JT: The people remixing tracks are: Amon Tobin, Kid 606, Panacea, Franz Treichler (Young Gods), FM Einheit, DJ Food, Charlie Clouser (NIN), Pan Sonic, Jay Wasco (Johnny Skilsaw), Sean Beavan, Ursula 1000, Phylr and also J.G. Thirlwell. I expected them to bring something to the table I might not think of in the first place! They were chosen people whose work I respect and I’d be intrigued as to what they may bring to the project; some of them I knew beforehand, some of which I introduced myself to in the course of the project. They are all people whose work I respect and everyone has been most gracious! If there’s room I’m considering also slipping in my cover version of The The’s Shrunken Man, which came out on an EP of interpretations last year (very quietly) through Nothing Records. I’ll be staging a performance in November in Los Angeles bringing together many of the remixers for an electronic/DJ/multimedia event to celebrate Blow.

DL: Can you explain your new project Manorexia?

JT: The Manorexia album is called Volvox Turbo, which is J.G. Thirlwell under a new name. Manorexia is very dark, brooding and evocative, if not scary. One of the mandates behind Manorexia is spontaneity and going with an instinctive feel; the sound is more spacious. It started conception as an ambient album, then mutated into a kind of sly aural insidious psychological drama; it was also a reaction against the music biz and being under scrutiny, and was just exactly what I wanted to hear at the time. This I’m just selling through the website (www.foetus.org) and maybe on tour too. It will be out at the end of this month, May 2001. I also hope to realize a live Manorexia performance next summer in Los Angeles.

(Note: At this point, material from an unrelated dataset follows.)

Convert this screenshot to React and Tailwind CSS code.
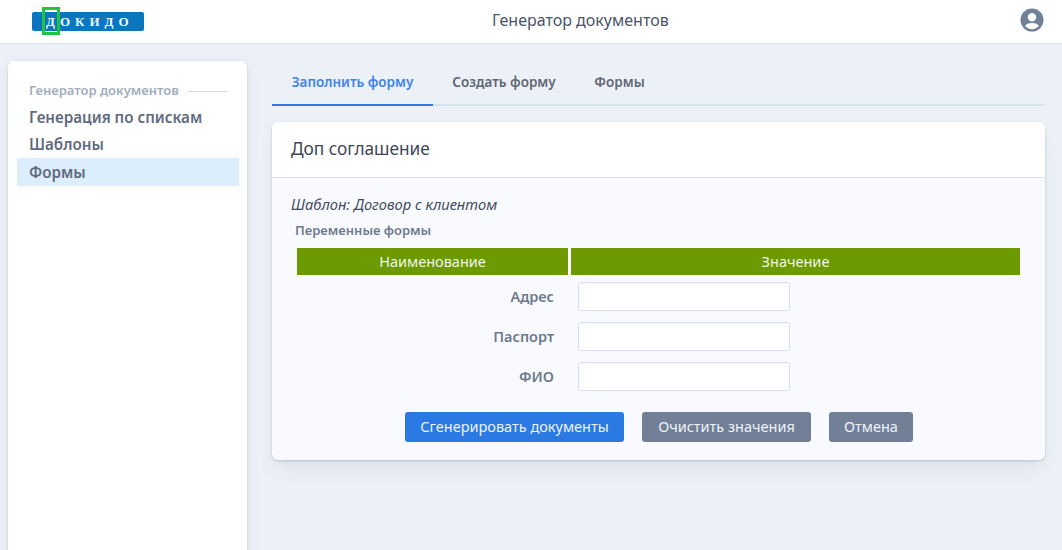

DL: Why will it only be released through foetus.org?

JT: It’s a new business model I’m trying to start where I bypass these lame record companies who would bury you alive and steal you blind, and maybe even make money on each release…what a concept!

DL: I know Steroid Maximus is getting revived. What’s happening with that?

JT: I’m halfway through an album entitled Ectopia, which may be out in 2002.